Structure I gas hydrates appear to be the most common hydrate structure occurring in nature (reviewed by Kvenvolden, 1993, Booth et al., 1996, Sloan, 1997, and Makogon, 1997). The ideal water/gas molar ratio (n, also called the hydrate number) of Structure I gas hydrate is 46/8, or n = 5.75, whereas the ideal water/gas molar ratio of Structure II gas hydrate is 136/24, or n = 5.67. These ideal water/gas molar ratios confirm the observation that gas hydrates contain a substantial volume of gas. For example, if all the cages of Structure I gas hydrate are occupied, each volume of gas hydrate at Blake Ridge in situ equilibrium pressures (between about 22 and 32 MPa) will contain about 173 volumes of gas when converted to STP.

Most researchers believe that a completely filled clathrate is not likely to be found in nature (reviewed by Sloan, 1997). However, gas hydrates are not stable if the clathrate cages are less then 70% occupied by gas (Holder and Hand, 1982). For the purpose of this study, we have assumed a minimum threshold hydrate gas yield of 139 m3 gas/m3 gas hydrate (70% cage occupation, 1 MPa) and a maximum hydrate gas yield of 159 m3 gas/m3 gas hydrate (94% cage occupation, 1 MPa). This range represents the likely minimum and maximum values that occur in nature.

Our direct measurements of gas hydrate are made of the volume of gas released to the volume of water from dissociated gas hydrate, a measurement that is independent of considerations of gas hydrate formation equilibrium pressure and density. The theoretical upper limit of this ratio is 216 at STP as calculated from the ideal formula for Structure I methane hydrate of C1 · n H2O where n = 5.75 for gas hydrate with 100% cage occupancy. There is reason to believe that the molar ratio in nature is greater than the ideal 5.75. Holder and Hand (1982) calculated the likely molar ratio of 6.37 (90% cage occupancy) based on considerations of enthalpy for methane in Structure I hydrate in oceanic sediments. Furthermore, a molar ratio of 5.75 is predicated on pressures exceeding the equivalent water depths of 7000 m. If one takes n = 6.37 to be the likely molar ratio for natural gas hydrate, then the upper limit of the gas to water volumetric ratio from dissociated gas hydrate likely in nature is 195. Makogan (1997) states that the likely molar ratio for natural gas hydrate should range from 5.8 to 6.0, and thus gas to water volumetric ratios of 215 and 207, respectively.
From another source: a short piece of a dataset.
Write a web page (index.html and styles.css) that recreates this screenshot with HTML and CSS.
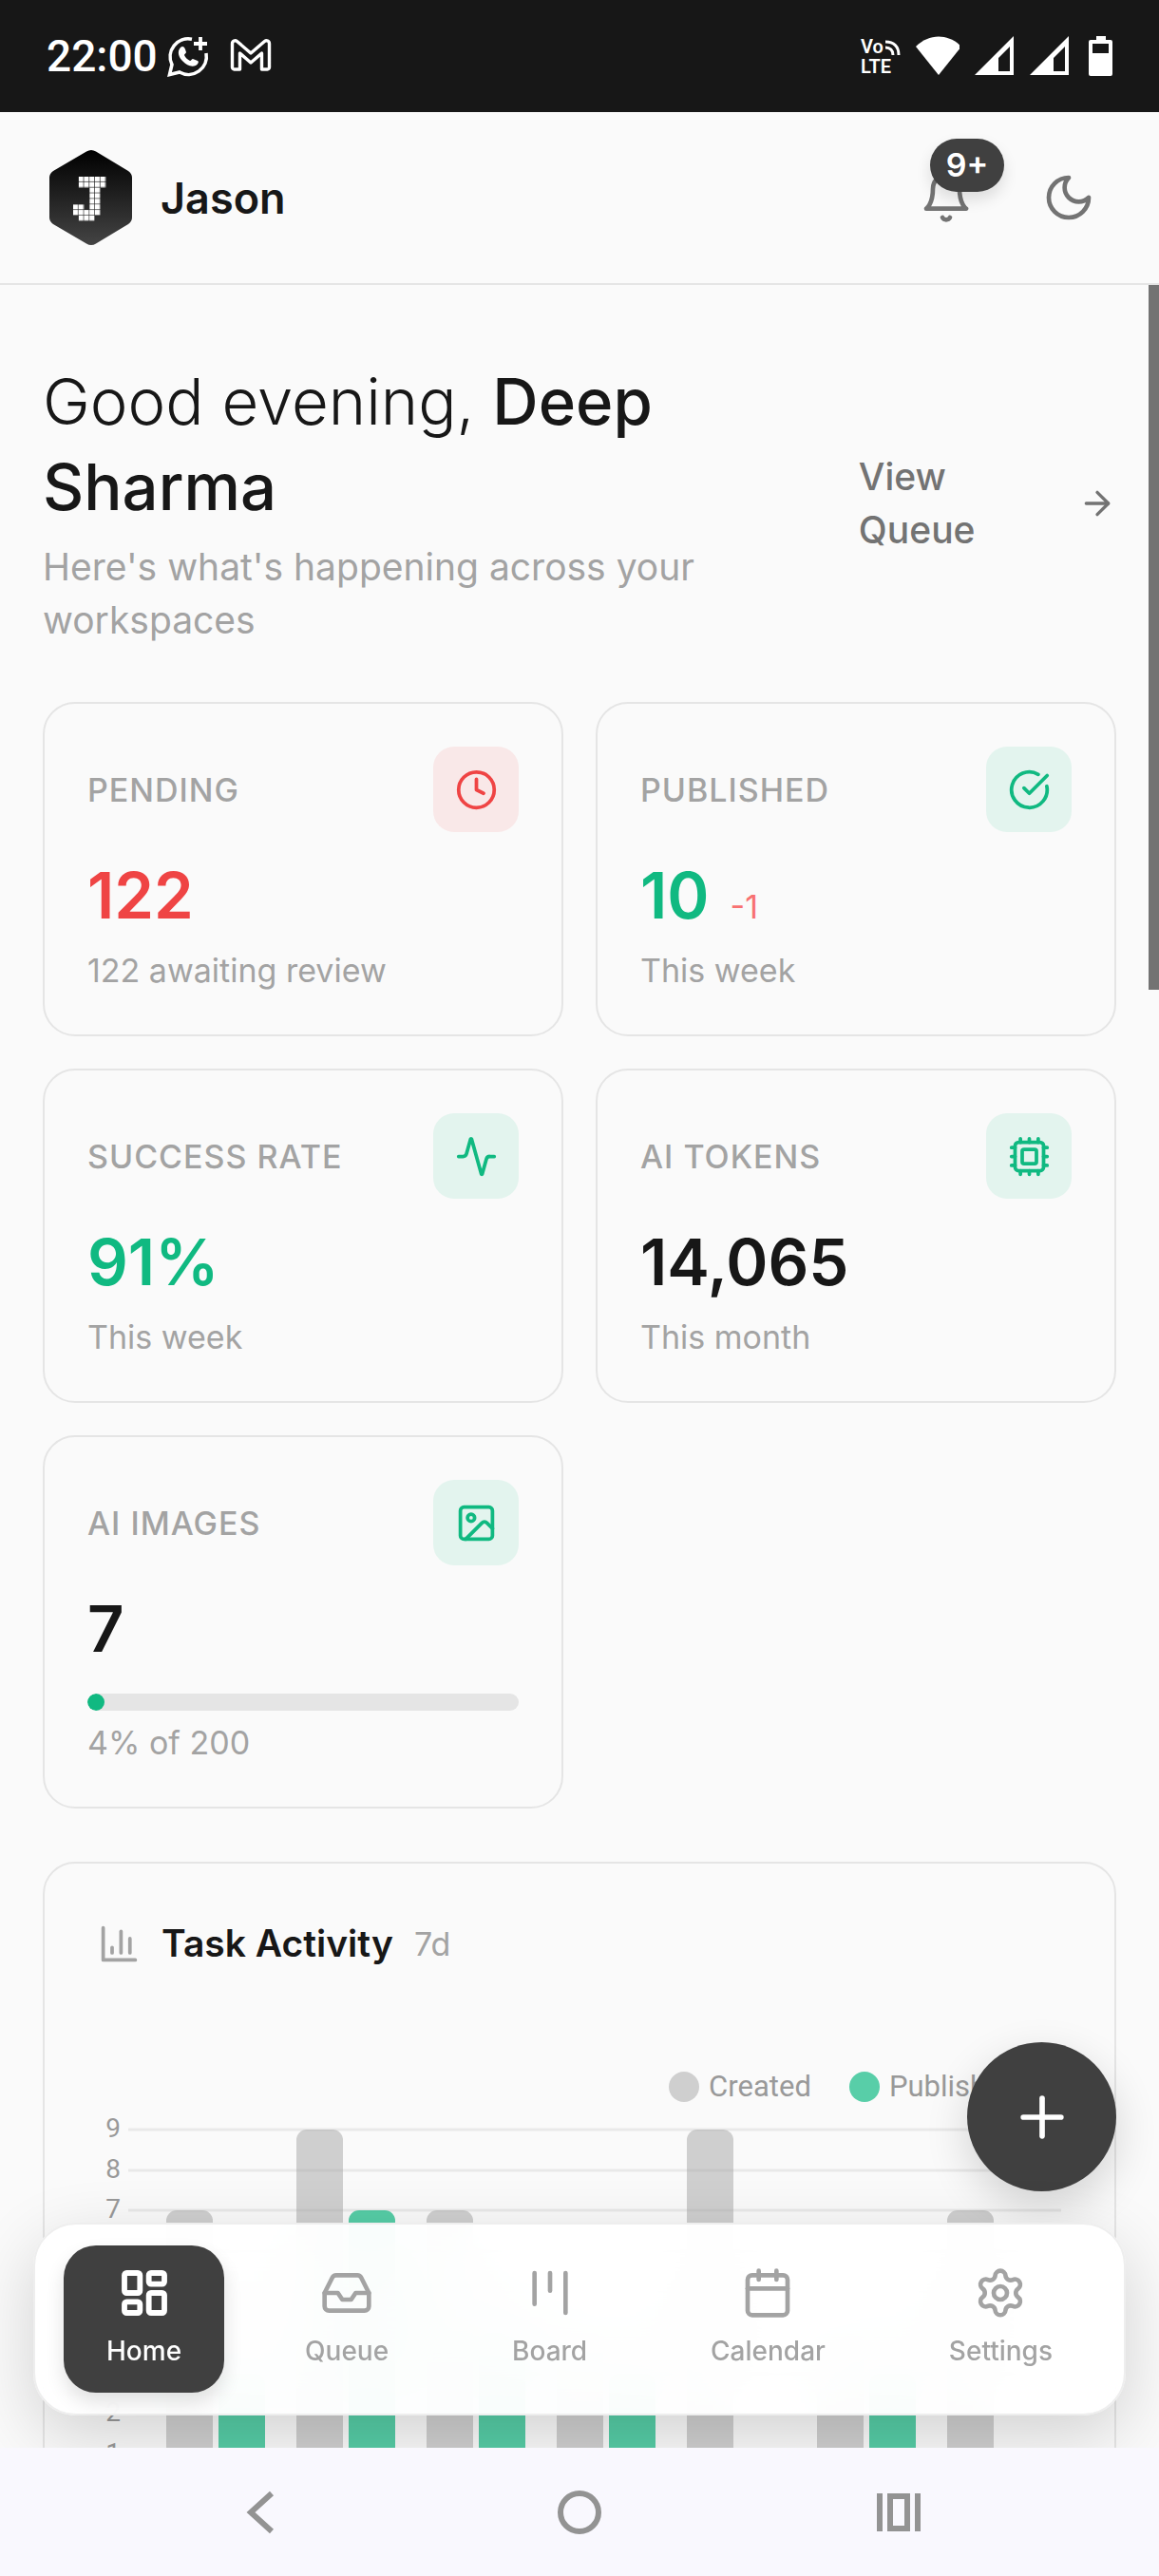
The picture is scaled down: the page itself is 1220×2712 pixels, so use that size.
FILE: index.html
```html
<!DOCTYPE html>
<html lang="en">
<head>
    <meta charset="UTF-8">
    <meta name="viewport" content="width=device-width, initial-scale=1.0">
    <title>Jason</title>
    <link rel="stylesheet" href="styles.css">
</head>
<body>

    <!-- Phone status bar -->
    <div class="status-bar">
        <span class="clock">22:00</span>
        <div class="status-notices">
            <svg width="44" height="44" viewBox="0 0 44 44" fill="none" stroke="#fff">
                <path d="M26 4.200A19 19 0 0 0 5 31L2.500 41.500L13 39A19 19 0 0 0 41 19" stroke-width="3.600"/>
                <path d="M35 2v14M28 9h14" stroke-width="3.800"/>
                <path d="M14 13c2-2 4-1 5 2l1 3c0 1-2 2-2 3 1 3 4 5 6 6 1 0 2-2 3-2l5 2c2 1 0 4-2 5-5 2-10-1-13-4-5-4-7-11-3-15z" fill="#fff" stroke="none"/>
            </svg>
            <svg width="44" height="44" viewBox="0 0 44 44" fill="none" stroke="#fff" stroke-width="3.400" stroke-linejoin="round">
                <path d="M2.500 34V9c0-3 3-4 5-2.500L22 19 36.500 6.500C38.500 5 41.500 6 41.500 9v25c0 1-1 2-2 2h-6V19L22 29 10.500 19v17h-6c-1 0-2-1-2-2z"/>
            </svg>
        </div>
        <div class="status-icons">
            <svg width="50" height="50" viewBox="0 -4 50 50" fill="none" stroke="#fff" stroke-width="3">
                <text class="volte" x="4" y="18">Vo</text>
                <text class="volte" x="4" y="39">LTE</text>
                <path d="M30 6c9 0 14 5 14 14M30 12c5 0 8 3 8 8"/>
            </svg>
            <svg width="50" height="50" viewBox="0 -4 50 50" fill="#fff"><path d="M4 11C18-3 38-3 52 11L28 41z"/></svg>
            <svg width="50" height="50" viewBox="0 -4 50 50" fill="#fff" fill-rule="evenodd"><path d="M49 0v41H8zM45 11L33 23v14h12z"/></svg>
            <svg width="50" height="50" viewBox="0 -4 50 50" fill="#fff" fill-rule="evenodd"><path d="M49 0v41H8zM45 11L33 23v14h12z"/></svg>
            <svg width="50" height="50" viewBox="0 -4 50 50" fill="#fff" fill-rule="evenodd"><path d="M20 0h10v4h5a2 2 0 0 1 2 2v34a2 2 0 0 1-2 2H14a2 2 0 0 1-2-2V6a2 2 0 0 1 2-2h6zM16 8v10h17V8z"/></svg>
        </div>
    </div>

    <!-- App header -->
    <header class="header">
        <a class="brand" href="#">
            <svg width="102" height="102" viewBox="0 0 102 102">
                <defs>
                    <linearGradient id="hex" x1="0" y1="0" x2="0" y2="1">
                        <stop offset="0" stop-color="#000"/>
                        <stop offset="1" stop-color="#444"/>
                    </linearGradient>
                    <pattern id="cell" x="32" y="29" width="5.750" height="5.850" patternUnits="userSpaceOnUse">
                        <rect width="5.100" height="5.200" fill="#fff"/>
                    </pattern>
                </defs>
                <path d="M46 2.500q5-3 10 0L90 23q4 3 4 7v42q0 4-4 7L56 99.500q-5 3-10 0L11 79q-4-3-4-7V30q0-4 4-7z" fill="url(#hex)"/>
                <path d="M37.750 29h28.750v11.700h-5.750v29.250h-5.750v5.850h-17.250v-5.850h-5.750v-11.700h11.500v5.850h5.750v-23.400h-11.500z" fill="url(#cell)"/>
            </svg>
            <span class="brand-name">Jason</span>
        </a>
        <div class="header-actions">
            <button class="icon-button" type="button" aria-label="Notifications">
                <svg class="icon" width="56" height="56" viewBox="0 0 24 24"><path d="M6 8a6 6 0 0 1 12 0c0 7 3 9 3 9H3s3-2 3-9"/><path d="M10.300 21a1.940 1.940 0 0 0 3.400 0"/></svg>
                <span class="badge">9+</span>
            </button>
            <button class="icon-button" type="button" aria-label="Dark mode">
                <svg class="icon" width="56" height="56" viewBox="0 0 24 24"><path d="M12 3a6 6 0 0 0 9 9 9 9 0 1 1-9-9Z"/></svg>
            </button>
        </div>
    </header>

    <div class="app">
        <main class="content">
            <section class="greeting">
                <div class="greeting-text">
                    <h1>Good evening, <strong>Deep Sharma</strong></h1>
                    <p>Here's what's happening across your workspaces</p>
                </div>
                <a class="queue-link" href="#">
                    <span>View Queue</span>
                    <svg class="icon" width="40" height="40" viewBox="0 0 24 24"><path d="M5 12h14"/><path d="m12 5 7 7-7 7"/></svg>
                </a>
            </section>

            <!-- Stat cards -->
            <section class="stats">
                <article class="card stat">
                    <div class="stat-head">
                        <h2>PENDING</h2>
                        <span class="stat-icon red"><svg class="icon" width="45" height="45" viewBox="0 0 24 24"><circle cx="12" cy="12" r="10"/><path d="M12 6v6l4 2"/></svg></span>
                    </div>
                    <div class="stat-value text-red">122</div>
                    <p class="stat-note">122 awaiting review</p>
                </article>
                <article class="card stat">
                    <div class="stat-head">
                        <h2>PUBLISHED</h2>
                        <span class="stat-icon"><svg class="icon" width="45" height="45" viewBox="0 0 24 24"><path d="M21.800 10A10 10 0 1 1 17 3.340"/><path d="m9 11 3 3L22 4"/></svg></span>
                    </div>
                    <div class="stat-value text-green">10<span class="delta">-1</span></div>
                    <p class="stat-note">This week</p>
                </article>
                <article class="card stat">
                    <div class="stat-head">
                        <h2>SUCCESS RATE</h2>
                        <span class="stat-icon"><svg class="icon" width="45" height="45" viewBox="0 0 24 24"><path d="M22 12h-2.480a2 2 0 0 0-1.930 1.460l-2.350 8.360a.25.25 0 0 1-.48 0L9.240 2.180a.25.25 0 0 0-.48 0l-2.350 8.360A2 2 0 0 1 4.490 12H2"/></svg></span>
                    </div>
                    <div class="stat-value text-green">91%</div>
                    <p class="stat-note">This week</p>
                </article>
                <article class="card stat">
                    <div class="stat-head">
                        <h2>AI TOKENS</h2>
                        <span class="stat-icon"><svg class="icon" width="45" height="45" viewBox="0 0 24 24"><rect x="4" y="4" width="16" height="16" rx="2"/><rect x="8" y="8" width="8" height="8" rx="1"/><path d="M12 20v2M12 2v2M17 20v2M17 2v2M2 12h2M2 17h2M2 7h2M20 12h2M20 17h2M20 7h2M7 20v2M7 2v2"/></svg></span>
                    </div>
                    <div class="stat-value">14,065</div>
                    <p class="stat-note">This month</p>
                </article>
                <article class="card stat">
                    <div class="stat-head">
                        <h2>AI IMAGES</h2>
                        <span class="stat-icon"><svg class="icon" width="45" height="45" viewBox="0 0 24 24"><rect x="3" y="3" width="18" height="18" rx="2"/><circle cx="9" cy="9" r="2"/><path d="m21 15-3.090-3.090a2 2 0 0 0-2.820 0L6 21"/></svg></span>
                    </div>
                    <div class="stat-value">7</div>
                    <div class="meter"><div class="meter-fill" style="width: 4%"></div></div>
                    <p class="stat-note">4% of 200</p>
                </article>
            </section>

            <!-- Task activity chart -->
            <section class="card activity">
                <div class="activity-head">
                    <svg class="icon" width="45" height="45" viewBox="0 0 24 24"><path d="M3 3v18h18"/><path d="M18 17V9"/><path d="M13 17V5"/><path d="M8 17v-3"/></svg>
                    <h2>Task Activity</h2>
                    <span>7d</span>
                </div>
                <ul class="legend">
                    <li><span class="dot"></span>Created</li>
                    <li><span class="dot dot-green"></span>Published</li>
                </ul>
                <svg class="chart" viewBox="0 0 1014 440">
                    <path class="grid" d="M32 27H1014M32 70H1014M32 112H1014M32 155H1014M32 198H1014M32 241H1014M32 284H1014M32 326H1014M32 369H1014M32 412H1014"/>
                    <g class="ticks">
                        <text x="24" y="35">9</text>
                        <text x="24" y="78">8</text>
                        <text x="24" y="120">7</text>
                        <text x="24" y="334">2</text>
                        <text x="24" y="377">1</text>
                    </g>
                    <g class="bars-created">
                        <path d="M72 412V123a11 11 0 0 1 11-11h27a11 11 0 0 1 11 11V412z"/>
                        <path d="M209 412V38a11 11 0 0 1 11-11h27a11 11 0 0 1 11 11V412z"/>
                        <path d="M346 412V123a11 11 0 0 1 11-11h27a11 11 0 0 1 11 11V412z"/>
                        <path d="M483 412V252a11 11 0 0 1 11-11h27a11 11 0 0 1 11 11V412z"/>
                        <path d="M620 412V38a11 11 0 0 1 11-11h27a11 11 0 0 1 11 11V412z"/>
                        <path d="M757 412V252a11 11 0 0 1 11-11h27a11 11 0 0 1 11 11V412z"/>
                        <path d="M894 412V123a11 11 0 0 1 11-11h27a11 11 0 0 1 11 11V412z"/>
                    </g>
                    <g class="bars-published">
                        <path d="M127 412V295a11 11 0 0 1 11-11h27a11 11 0 0 1 11 11V412z"/>
                        <path d="M264 412V123a11 11 0 0 1 11-11h27a11 11 0 0 1 11 11V412z"/>
                        <path d="M401 412V252a11 11 0 0 1 11-11h27a11 11 0 0 1 11 11V412z"/>
                        <path d="M538 412V295a11 11 0 0 1 11-11h27a11 11 0 0 1 11 11V412z"/>
                        <path d="M812 412V295a11 11 0 0 1 11-11h27a11 11 0 0 1 11 11V412z"/>
                    </g>
                </svg>
            </section>
        </main>

        <div class="scroll-thumb"></div>

        <button class="fab" type="button" aria-label="New task">
            <svg class="icon" width="68" height="68" viewBox="0 0 24 24"><path d="M5 12h14"/><path d="M12 5v14"/></svg>
        </button>

        <nav class="tabs">
            <a class="tab active" href="#">
                <svg class="icon" width="56" height="56" viewBox="0 0 24 24"><rect x="3" y="3" width="7" height="9" rx="1"/><rect x="14" y="3" width="7" height="5" rx="1"/><rect x="14" y="12" width="7" height="9" rx="1"/><rect x="3" y="16" width="7" height="5" rx="1"/></svg>
                Home
            </a>
            <a class="tab" href="#">
                <svg class="icon" width="56" height="56" viewBox="0 0 24 24"><path d="M22 12h-6l-2 3h-4l-2-3H2"/><path d="M5.450 5.110 2 12v6a2 2 0 0 0 2 2h16a2 2 0 0 0 2-2v-6l-3.450-6.890A2 2 0 0 0 16.760 4H7.240a2 2 0 0 0-1.790 1.110z"/></svg>
                Queue
            </a>
            <a class="tab" href="#">
                <svg class="icon" width="56" height="56" viewBox="0 0 24 24"><path d="M5 3v14"/><path d="M12 3v8"/><path d="M19 3v18"/></svg>
                Board
            </a>
            <a class="tab" href="#">
                <svg class="icon" width="56" height="56" viewBox="0 0 24 24"><path d="M8 2v4"/><path d="M16 2v4"/><rect x="3" y="4" width="18" height="18" rx="2"/><path d="M3 10h18"/></svg>
                Calendar
            </a>
            <a class="tab" href="#">
                <svg class="icon" width="56" height="56" viewBox="0 0 24 24"><path d="M9.671 4.136a2.340 2.340 0 0 1 4.659 0 2.340 2.340 0 0 0 3.319 1.915 2.340 2.340 0 0 1 2.330 4.033 2.340 2.340 0 0 0 0 3.831 2.340 2.340 0 0 1-2.330 4.033 2.340 2.340 0 0 0-3.319 1.915 2.340 2.340 0 0 1-4.659 0 2.340 2.340 0 0 0-3.320-1.915 2.340 2.340 0 0 1-2.330-4.033 2.340 2.340 0 0 0 0-3.831A2.340 2.340 0 0 1 6.350 6.051a2.340 2.340 0 0 0 3.319-1.915"/><circle cx="12" cy="12" r="3"/></svg>
                Settings
            </a>
        </nav>
    </div>

    <!-- Phone navigation keys -->
    <div class="system-nav">
        <button type="button" aria-label="Back"><svg width="48" height="48" viewBox="0 0 48 48"><path d="M36 4L14 24l22 20"/></svg></button>
        <button type="button" aria-label="Home screen"><svg width="48" height="48" viewBox="0 0 48 48"><circle cx="24" cy="24" r="20"/></svg></button>
        <button type="button" aria-label="Recent apps"><svg width="48" height="48" viewBox="0 0 48 48"><path d="M4 4v40M44 4v40M15 7h18v34H15z"/></svg></button>
    </div>

</body>
</html>
```
FILE: styles.css
```css
* {
    box-sizing: border-box;
}
body {
    display: flex;
    flex-direction: column;
    height: 100vh;
    margin: 0;
    background-color: #fafafa;
    color: #171717;
    font-family: Inter, "Liberation Sans", sans-serif;
    font-optical-sizing: none;
}
h1, h2, p, ul {
    margin: 0;
    padding: 0;
}
a {
    color: inherit;
    text-decoration: none;
}
button {
    padding: 0;
    border: none;
    background: none;
    font-family: inherit;
}
svg {
    display: block;
    flex-shrink: 0;
}
.icon {
    fill: none;
    stroke: currentColor;
    stroke-width: 2;
    stroke-linecap: round;
    stroke-linejoin: round;
}

/* Status bar */
.status-bar {
    display: flex;
    align-items: center;
    flex-shrink: 0;
    height: 118px;
    padding: 0 36px 0 49px;
    background-color: #171717;
    color: #fff;
    font-family: Roboto, sans-serif;
}
.clock {
    font-size: 46px;
    font-weight: 500;
}
.status-notices {
    display: flex;
    gap: 22px;
    margin-left: 10px;
}
.status-icons {
    display: flex;
    gap: 8px;
    margin-left: auto;
}
.volte {
    fill: #fff;
    stroke: none;
    font-size: 20px;
    font-weight: 600;
}

/* Header */
.header {
    display: flex;
    align-items: center;
    justify-content: space-between;
    flex-shrink: 0;
    height: 182px;
    padding: 0 45px;
    border-bottom: 2px solid #e5e5e5;
}
.brand {
    display: flex;
    align-items: center;
    gap: 22px;
}
.brand-name {
    font-size: 45px;
    font-weight: 600;
}
.header-actions {
    display: flex;
    gap: 28px;
}
.icon-button {
    position: relative;
    display: flex;
    align-items: center;
    justify-content: center;
    width: 101px;
    height: 101px;
    color: #737373;
}
.badge {
    position: absolute;
    top: -12px;
    right: -11px;
    width: 78px;
    border-radius: 28px;
    background-color: #404040;
    box-shadow: 0 8px 16px rgba(0, 0, 0, 0.12);
    color: #fff;
    font-size: 34px;
    font-weight: 600;
    line-height: 56px;
    text-align: center;
}

/* Scrolling page */
.app {
    position: relative;
    flex: 1;
    min-height: 0;
    overflow: hidden;
}
.content {
    height: 100%;
    padding: 78px 45px 0;
    overflow-y: auto;
    scrollbar-width: none;
}
.scroll-thumb {
    position: absolute;
    top: 0;
    right: 0;
    width: 11px;
    height: 742px;
    background-color: #737373;
}
.greeting {
    display: flex;
    align-items: center;
    justify-content: space-between;
    margin-bottom: 58px;
}
.greeting-text {
    width: 68%;
}
.greeting h1 {
    font-size: 67px;
    font-weight: 300;
    line-height: 90px;
}
.greeting strong {
    font-weight: 500;
}
.greeting p {
    margin-top: 11px;
    color: #a3a3a3;
    font-size: 39px;
    line-height: 56px;
}
.queue-link {
    display: flex;
    align-items: center;
    justify-content: space-between;
    width: 24%;
    color: #737373;
    font-size: 39px;
    font-weight: 500;
    line-height: 56px;
}
.queue-link span {
    width: min-content;
}

/* Cards */
.card {
    border: 2px solid #e5e5e5;
    border-radius: 34px;
}
.stats {
    display: grid;
    grid-template-columns: 1fr 1fr;
    gap: 34px;
    margin-bottom: 56px;
}
.stat {
    padding: 45px;
}
.stat-head {
    display: flex;
    align-items: center;
    justify-content: space-between;
    margin-bottom: 22px;
}
.stat-head h2 {
    color: #a3a3a3;
    font-size: 34px;
    font-weight: 500;
    letter-spacing: 1px;
}
.stat-icon {
    display: flex;
    align-items: center;
    justify-content: center;
    width: 90px;
    height: 90px;
    border-radius: 22px;
    background-color: #e3f4ee;
    color: #10b981;
}
.stat-icon.red {
    background-color: #f9e8e8;
    color: #ef4444;
}
.stat-value {
    display: flex;
    align-items: baseline;
    gap: 22px;
    font-size: 67px;
    font-weight: 600;
    line-height: 90px;
}
.text-red {
    color: #ef4444;
}
.text-green {
    color: #10b981;
}
.delta {
    color: #f87171;
    font-size: 34px;
    font-weight: 400;
    line-height: 45px;
}
.stat-note {
    margin-top: 11px;
    color: #a3a3a3;
    font-size: 34px;
    line-height: 45px;
}
.meter {
    height: 18px;
    margin-top: 23px;
    border-radius: 9px;
    background-color: #e5e5e5;
    overflow: hidden;
}
.meter-fill {
    height: 100%;
    border-radius: 9px;
    background-color: #10b981;
}

/* Task activity */
.activity {
    padding: 56px;
}
.activity-head {
    display: flex;
    align-items: center;
    gap: 22px;
    color: #a3a3a3;
    font-size: 34px;
}
.activity-head h2 {
    color: #171717;
    font-size: 39px;
    font-weight: 600;
    line-height: 56px;
}
.legend {
    display: flex;
    justify-content: flex-end;
    gap: 40px;
    margin-top: 105px;
    padding-right: 45px;
    color: #999;
    font-family: Roboto, sans-serif;
    font-size: 31px;
    line-height: 36px;
    list-style: none;
}
.legend li {
    display: flex;
    align-items: center;
    gap: 10px;
}
.dot {
    width: 32px;
    height: 32px;
    border-radius: 50%;
    background-color: #cfcfcf;
}
.dot-green {
    background-color: #58cea8;
}
.chart {
    width: 100%;
}
.grid {
    fill: none;
    stroke: #e9e9e9;
    stroke-width: 3;
}
.ticks {
    fill: #999;
    font-family: Roboto, sans-serif;
    font-size: 28px;
    text-anchor: end;
}
.bars-created {
    fill: rgba(163, 163, 163, 0.5);
}
.bars-published {
    fill: rgba(16, 185, 129, 0.7);
}

/* Floating button and tabs */
.fab {
    position: absolute;
    right: 45px;
    bottom: 270px;
    display: flex;
    align-items: center;
    justify-content: center;
    width: 157px;
    height: 157px;
    border-radius: 50%;
    background-color: #404040;
    box-shadow: 0 16px 45px rgba(0, 0, 0, 0.16);
    color: #fff;
}
.tabs {
    position: absolute;
    right: 35px;
    bottom: 34px;
    left: 35px;
    display: flex;
    justify-content: space-between;
    padding: 22px 30px;
    border: 2px solid #eee;
    border-radius: 45px;
    background-color: rgba(255, 255, 255, 0.95);
    box-shadow: 0 22px 70px rgba(0, 0, 0, 0.16);
    backdrop-filter: blur(45px);
}
.tab {
    display: flex;
    flex-direction: column;
    align-items: center;
    gap: 11px;
    padding: 22px 45px;
    border-radius: 34px;
    color: #a3a3a3;
    font-size: 28px;
    font-weight: 500;
    line-height: 44px;
}
.tab.active {
    background-color: #404040;
    box-shadow: 0 10px 20px rgba(0, 0, 0, 0.12);
    color: #fff;
}
.tab.active .icon {
    stroke-width: 2.5;
}

/* Phone keys */
.system-nav {
    display: flex;
    align-items: center;
    justify-content: center;
    gap: 288px;
    flex-shrink: 0;
    height: 135px;
    background-color: #f9f8fe;
}
.system-nav svg {
    fill: none;
    stroke: #939393;
    stroke-width: 6;
}
```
If one considers the variation of n with pressure (Saito et al., 1964) at in situ pressures of the Blake Ridge study area (from about 22 to 32 MPa), then n = 6.1 with a resultant gas to water volumetric ratio of 204, or 94% cage occupancy.

At the lower limit of gas hydrate cage occupation, 70% of the gas hydrate cages must be occupied for a stable gas hydrate structure to exist. This corresponds to n = 8.2 or a gas to water volumetric ratio of 152. Thus the likely range for natural gas hydrate lie between n = 6.1 to 6.8 and gas to water ratios of 204 to 152, respectively.

Table 3 lists a range of expected values for the volumetric ratio of gas to water, gas to gas hydrate, n, cages occupied, and gas hydrate density at pressure conditions expected at the Blake Ridge (28 Mpa, ave.), then compared gas hydrate pressure conditions at sea level (about 1 Mpa).

Structure I Gas Hydrate in Blake Ridge Sediments

Blake Ridge gas hydrate samples preserved in liquid nitrogen and analyzed by X-ray powder diffraction in the laboratories of the National Research Council of Canada revealed that gas hydrate from the Blake Ridge is solely Structure I (J. Ripmeester, pers. comm., 1996). A total of five gas hydrate samples were analyzed from Sites 994, 995, and 997 at depths spanning the range of all gas hydrate recoveries. The confirmation of Structure I gas hydrate eliminates the need to consider Structure II gas hydrate at the Blake Ridge.

Comparison of Gas to Water Ratios Measured Elsewhere

A limited number of gas to water volumetric ratios have been made of gas hydrate from the continental margin of North and South America (Fig. 1; Table 2). The gas to water volumetric ratios, ranging from 4 to 177, are similar to the range presently observed on the Blake Ridge (29-154). There is no apparent geographic pattern to the ratios; rather we believe that all of these ratios are minimum values resulting from partial gas hydrate dissociation during recovery. The amount of dissociation during recovery is strongly dependent on the magnitude and time the sample encounters conditions outside of the gas hydrate pressure-temperature (P-T) stability field. These parameters are in turn affected by the water temperature through which the core is recovered and the core recovery transit time. Other factors include time and temperature on deck and so on—thus the amount of sample dissociation can be quite variable and location dependent (e.g., hot climate vs. cold climate).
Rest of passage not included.